# I did a Big No No and now Im Fired…



## DidABigNoNo

Hey guys, 
So I did a big no no at Target that essentially got me fired ( I stole… because of peer pressure.. stupid ik). AP reached out to me ofc and gave me a sit down telling me what I did wrong. Anyways long story short they told me that they werent going to prosecute me or anything like that and that I just had to sign this form that pretty much admits to all my wrongdoings.
  I didnt mind snitching on myself because honestly the guilt was eating me alive anyways, so I don’t mind the consequences. However, after reading some other posts with similar experience, I noticed that people were explainging how they had to pay back the money. I had asked the AP members if I needed to pay it back and that I dont mind paying the costs, but they told me that it was “too late anyways”… so I left it at that. They told me how if there was anything else they needed, they would email or mail me and its been months now since the incident and I have yet to receive any kind of notice from Target. What do I do now? Should I contact someone or just leave it be?

The problem is that I’ll be moving states soon so I wont have the same billing address, if and only if, they do send me a mail and I dont see it. Can they actually sue me (like what people said in other posts). Its not like its going to be my fault. I cant just update my address out of nowhere either… so what do I do?
I really dont need this to be in my criminal records just because I didnt receive a mail that issues my required payment.

plz help if you have any idea what I might be able to do. By the way just for reference, I stole $75 worthy of merchandise. I was 18 at the time.( and i know age doesnt mean a thing cause I was grown enough to know right from wrong)


----------



## DBZ

DidABigNoNo said:


> Hey guys,
> So I did a big no no at Target that essentially got me fired ( I stole… because of peer pressure.. stupid ik). AP reached out to me ofc and gave me a sit down telling me what I did wrong. Anyways long story short they told me that they werent going to prosecute me or anything like that and that I just had to sign this form that pretty much admits to all my wrongdoings.
> I didnt mind snitching on myself because honestly the guilt was eating me alive anyways, so I don’t mind the consequences.

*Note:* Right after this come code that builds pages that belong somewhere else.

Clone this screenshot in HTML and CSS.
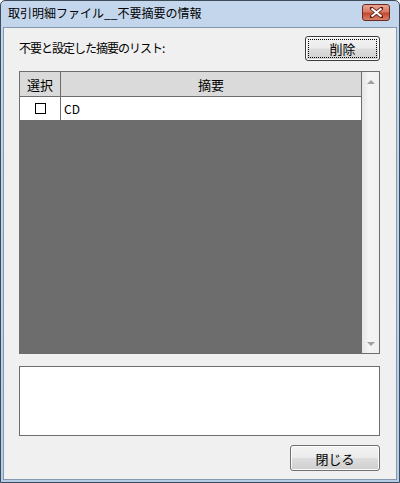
FILE: index.html
```html
<!DOCTYPE html>
<html lang="ja">
<head>
  <meta charset="UTF-8" />
  <title>取引明細ファイル__不要摘要の情報</title>
  <link rel="stylesheet" href="styles.css">
</head>
<body>

  <div class="window">
    <div class="titlebar">
      <span class="title">取引明細ファイル__不要摘要の情報</span>
      <button class="close-btn" aria-label="閉じる">
        <svg width="13" height="11" viewBox="0 0 13 11">
          <path d="M1 1 L12 10 M12 1 L1 10" stroke="#5a1a10" stroke-width="3.6" stroke-linecap="square"/>
          <path d="M1.5 1.5 L11.5 9.5 M11.5 1.5 L1.5 9.5" stroke="#ffffff" stroke-width="2.2"/>
        </svg>
      </button>
    </div>

    <div class="client">
      <div class="top-row">
        <span class="label">不要と設定した摘要のリスト:</span>
        <button class="btn default"><span class="focus">削除</span></button>
      </div>

      <div class="grid">
        <div class="grid-body">
          <div class="row head">
            <div class="col-check">選択</div>
            <div class="col-text">摘要</div>
          </div>
          <div class="row item">
            <div class="col-check"><span class="checkbox"></span></div>
            <div class="col-text left">CD</div>
          </div>
        </div>
        <div class="scrollbar">
          <span class="arrow up"></span>
          <span class="arrow down"></span>
        </div>
      </div>

      <textarea class="memo"></textarea>

      <div class="bottom-row">
        <button class="btn">閉じる</button>
      </div>
    </div>
  </div>

</body>
</html>
```

FILE: styles.css
```css
body {
  margin: 0;
  width: 400px;
  height: 483px;
  font-family: "Noto Sans CJK JP", "Noto Sans", sans-serif;
  font-size: 12px;
  color: #000;
}

.window {
  box-sizing: border-box;
  width: 400px;
  height: 483px;
  display: flex;
  flex-direction: column;
  background: linear-gradient(#c3d6ec, #b6cde7);
  border: 1px solid #3c4a5a;
  border-radius: 5px 5px 0 0;
  padding: 0 2px 2px;
}

.titlebar {
  height: 26px;
  display: flex;
  align-items: center;
  justify-content: space-between;
  padding: 0 7px 0 5px;
  flex-shrink: 0;
}

.title {
  line-height: 14px;
  margin-top: -2px;
}

.close-btn {
  width: 28px;
  height: 17px;
  margin-top: -3px;
  padding: 0;
  display: flex;
  align-items: center;
  justify-content: center;
  border: 1px solid #6b2a22;
  border-radius: 3px;
  background: linear-gradient(#e8a593 0%, #d97a63 45%, #c24a30 55%, #d8836a 100%);
}

.client {
  flex: 1;
  display: flex;
  flex-direction: column;
  background: #f0f0f0;
  border: 1px solid #8397ad;
  padding: 0 16px 0 15px;
}

.top-row {
  display: flex;
  align-items: center;
  justify-content: space-between;
  height: 26px;
  margin-top: 8px;
}

.label {
  margin-top: -3px;
  letter-spacing: -1px;
}

.btn {
  font-family: inherit;
  font-size: 13px;
  color: #000;
  padding: 0;
  border: 1px solid #707070;
  border-radius: 3px;
  background: linear-gradient(#f4f4f4 0%, #ebebeb 48%, #dddddd 52%, #cfcfcf 100%);
  box-shadow: inset 0 0 0 1px #fbfbfb;
}

.top-row .btn {
  width: 75px;
  height: 25px;
  margin-top: -2px;
}

.btn.default {
  border-color: #3c3c3c;
  padding: 2px;
}

.btn .focus {
  display: flex;
  align-items: center;
  justify-content: center;
  height: 100%;
  border: 1px dotted #000;
  box-sizing: border-box;
}

.grid {
  display: flex;
  height: 283px;
  margin-top: 9px;
  border: 1px solid #6d6d6d;
  box-sizing: border-box;
}

.grid-body {
  flex: 1;
  background: #6d6d6d;
  border-right: 1px solid #6d6d6d;
}

.row {
  display: flex;
  border-bottom: 1px solid #6d6d6d;
}

.row.head {
  height: 24px;
  background: #dadada;
  font-size: 13px;
}

.row.item {
  height: 23px;
  background: #fff;
}

.col-check {
  width: 40px;
  display: flex;
  align-items: center;
  justify-content: center;
  border-right: 1px solid #6d6d6d;
}

.col-text {
  flex: 1;
  display: flex;
  align-items: center;
  justify-content: center;
}

.col-text.left {
  justify-content: flex-start;
  padding-left: 3px;
}

.checkbox {
  width: 9px;
  height: 9px;
  border: 1px solid #000;
  background: #fff;
}

.scrollbar {
  width: 17px;
  position: relative;
  background: linear-gradient(90deg, #e6e6e6, #f4f4f4 40%, #f0f0f0);
}

.arrow {
  position: absolute;
  left: 5px;
  width: 0;
  height: 0;
  border-left: 4px solid transparent;
  border-right: 4px solid transparent;
}

.arrow.up {
  top: 8px;
  border-bottom: 4px solid #a0a0a0;
}

.arrow.down {
  bottom: 7px;
  border-top: 4px solid #a0a0a0;
}

.memo {
  height: 70px;
  margin: 12px 0 0;
  padding: 0;
  border: 1px solid #6d6d6d;
  background: #fff;
  resize: none;
  box-sizing: border-box;
}

.bottom-row {
  display: flex;
  justify-content: flex-end;
  margin-top: 9px;
}

.bottom-row .btn {
  width: 90px;
  height: 26px;
}
```
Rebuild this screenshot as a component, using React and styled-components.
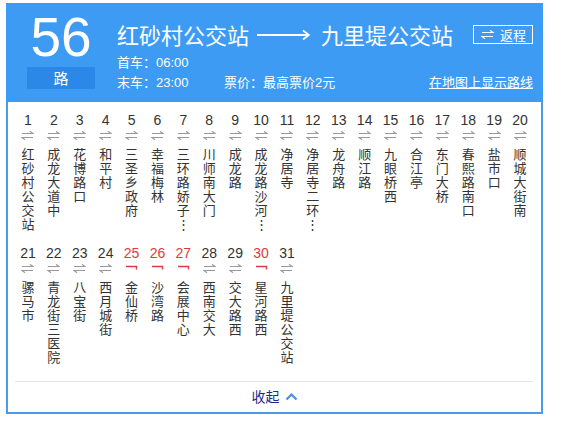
import styled, { createGlobalStyle } from "styled-components";

const GlobalStyle = createGlobalStyle`
html, body {
  margin: 0;
  padding: 0;
  background: #ffffff;
}
body {
  font-family: "Liberation Sans", "Noto Sans CJK SC", sans-serif;
}
`;

const Page = styled.div`
padding: 3px 0 0 6px;
`;

const Panel = styled.div`
width: 537px;
display: flex;
flex-direction: column;
`;

const Header = styled.div`
display: flex;
flex-direction: row;
background: #3e9bf4;
height: 99px;
box-sizing: border-box;
padding: 7px 10px 0 21px;
color: #ffffff;
`;

const LineBadge = styled.div`
width: 68px;
display: flex;
flex-direction: column;
align-items: center;
`;

const LineNumber = styled.div`
font-family: "Liberation Sans", sans-serif;
font-size: 55px;
line-height: 55px;
height: 55px;
`;

const LineUnit = styled.div`
margin-top: 2px;
width: 68px;
height: 22px;
background: #2b88e6;
font-family: "Noto Sans CJK SC", sans-serif;
font-size: 15px;
line-height: 22px;
text-align: center;
`;

const Info = styled.div`
flex: 1;
margin-left: 22px;
padding-top: 10px;
display: flex;
flex-direction: column;
`;

const TitleRow = styled.div`
display: flex;
align-items: center;
height: 28px;
font-family: "Noto Sans CJK SC", sans-serif;
font-size: 22px;
`;

const Station = styled.span`
line-height: 28px;
`;

const LongArrow = styled.svg`
margin: 2px 10px 0 8px;
`;

const BackButton = styled.div`
margin-left: auto;
display: flex;
align-items: center;
gap: 6px;
height: 17px;
padding: 0 6px 0 7px;
border: 1px solid #ffffff;
font-size: 13px;
line-height: 17px;
`;

const MetaRow = styled.div`
display: flex;
align-items: center;
height: 18px;
margin-top: ${p => p.$top}px;
font-size: 13px;
line-height: 18px;
`;

const MetaLabel = styled.span`
width: ${p => p.$width ? p.$width + "px" : "auto"};
`;

const MapLink = styled.a`
margin-left: auto;
color: #ffffff;
text-decoration: underline;
cursor: pointer;
`;

const Body = styled.div`
border: 2px solid #4a9be9;
border-top: none;
background: #ffffff;
display: flex;
flex-direction: column;
`;

const StopGrid = styled.div`
display: grid;
grid-template-columns: repeat(20, 1fr);
row-gap: 14px;
padding: 10px 8px 0 7px;
`;

const Stop = styled.div`
display: flex;
flex-direction: column;
align-items: center;
color: ${p => p.$oneway ? "#df3a3f" : "#333333"};
`;

const StopIndex = styled.div`
font-family: "Liberation Sans", sans-serif;
font-size: 14px;
line-height: 16px;
height: 16px;
`;

const Direction = styled.svg`
margin-top: 3px;
display: block;
`;

const StopName = styled.div`
margin-top: 7px;
width: 14px;
height: 84px;
font-family: "Noto Sans CJK SC", sans-serif;
font-size: 13px;
line-height: 14px;
color: #333333;
text-align: center;
word-break: break-all;
`;

const Divider = styled.div`
margin: 17px 8px 0 7px;
height: 1px;
background: #e6e6e6;
`;

const Footer = styled.div`
display: flex;
justify-content: center;
align-items: center;
gap: 5px;
height: 20px;
margin: 4px 0 6px;
font-family: "Noto Sans CJK SC", sans-serif;
font-size: 14px;
color: #1c2a92;
cursor: pointer;
`;

const stops = [
  "红砂村公交站", "成龙大道中", "花博路口", "和平村", "三圣乡政府",
  "幸福梅林", "三环路娇子立交", "川师南大门", "成龙路", "成龙路沙河堡站",
  "净居寺", "净居寺二环路口", "龙舟路", "顺江路", "九眼桥西",
  "合江亭", "东门大桥", "春熙路南口", "盐市口", "顺城大街南",
  "骡马市", "青龙街三医院", "八宝街", "西月城街", "金仙桥",
  "沙湾路", "会展中心", "西南交大", "交大路西", "星河路西",
  "九里堤公交站",
];

const oneWay = [25, 26, 27, 30];

const shortName = name => name.length > 6 ? name.slice(0, 5) + "⋮" : name;

const TwoWay = ({ color }) => (
  <Direction width="13" height="9" viewBox="0 0 13 9" fill="none" stroke={color} strokeWidth="1.2">
    <path d="M1 2.5H12L9 0.3" />
    <path d="M12 6.5H1L4 8.7" />
  </Direction>
);

const OneWay = () => (
  <Direction width="13" height="9" viewBox="0 0 13 9" fill="none" stroke="#df3a3f" strokeWidth="1.4">
    <path d="M1 2.5H11.5V5.5" />
  </Direction>
);

const App = () => {
  return <Page>
    <GlobalStyle />
    <Panel>
      <Header>
        <LineBadge>
          <LineNumber>56</LineNumber>
          <LineUnit>路</LineUnit>
        </LineBadge>
        <Info>
          <TitleRow>
            <Station>红砂村公交站</Station>
            <LongArrow width="54" height="12" viewBox="0 0 54 12" fill="none" stroke="#ffffff" strokeWidth="2">
              <path d="M0 6H52" />
              <path d="M46 1.5L52 6L46 10.5" strokeWidth="1.6" />
            </LongArrow>
            <Station>九里堤公交站</Station>
            <BackButton>
              <svg width="13" height="9" viewBox="0 0 13 9" fill="none" stroke="#ffffff" strokeWidth="1.2">
                <path d="M1 2.5H12L9 0.3" />
                <path d="M12 6.5H1L4 8.7" />
              </svg>
              返程
            </BackButton>
          </TitleRow>
          <MetaRow $top={6}>
            <MetaLabel>首车：06:00</MetaLabel>
          </MetaRow>
          <MetaRow $top={2}>
            <MetaLabel $width={107}>末车：23:00</MetaLabel>
            <MetaLabel>票价：最高票价2元</MetaLabel>
            <MapLink>在地图上显示路线</MapLink>
          </MetaRow>
        </Info>
      </Header>
      <Body>
        <StopGrid>
          {stops.map((name, i) => {
            const n = i + 1;
            const single = oneWay.includes(n);
            return <Stop key={n} $oneway={single}>
              <StopIndex>{n}</StopIndex>
              {single ? <OneWay /> : <TwoWay color="#9a9a9a" />}
              <StopName>{shortName(name)}</StopName>
            </Stop>;
          })}
        </StopGrid>
        <Divider />
        <Footer>
          收起
          <svg width="13" height="9" viewBox="0 0 13 9" fill="none" stroke="#4a8fe0" strokeWidth="2.2">
            <path d="M1.5 7.5L6.5 2.5L11.5 7.5" />
          </svg>
        </Footer>
      </Body>
    </Panel>
  </Page>;
};

export default App;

However, after reading some other posts with similar experience, I noticed that people were explainging how they had to pay back the money. I had asked the AP members if I needed to pay it back and that I dont mind paying the costs, but they told me that it was “too late anyways”… so I left it at that. They told me how if there was anything else they needed, they would email or mail me and its been months now since the incident and I have yet to receive any kind of notice from Target. What do I do now? Should I contact someone or just leave it be?
> 
> The problem is that I’ll be moving states soon so I wont have the same billing address, if and only if, they do send me a mail and I dont see it. Can they actually sue me (like what people said in other posts). Its not like its going to be my fault. I cant just update my address out of nowhere either… so what do I do?
> I really dont need this to be in my criminal records just because I didnt receive a mail that issues my required payment.
> 
> plz help if you have any idea what I might be able to do. By the way just for reference, I stole $75 worthy of merchandise. I was 18 at the time.( and i know age doesnt mean a thing cause I was grown enough to know right from wrong)



I doubt they will sue you. If you don't mind, tell us the whole story.


----------



## NKG

Just make sure to leave a forwarding address. 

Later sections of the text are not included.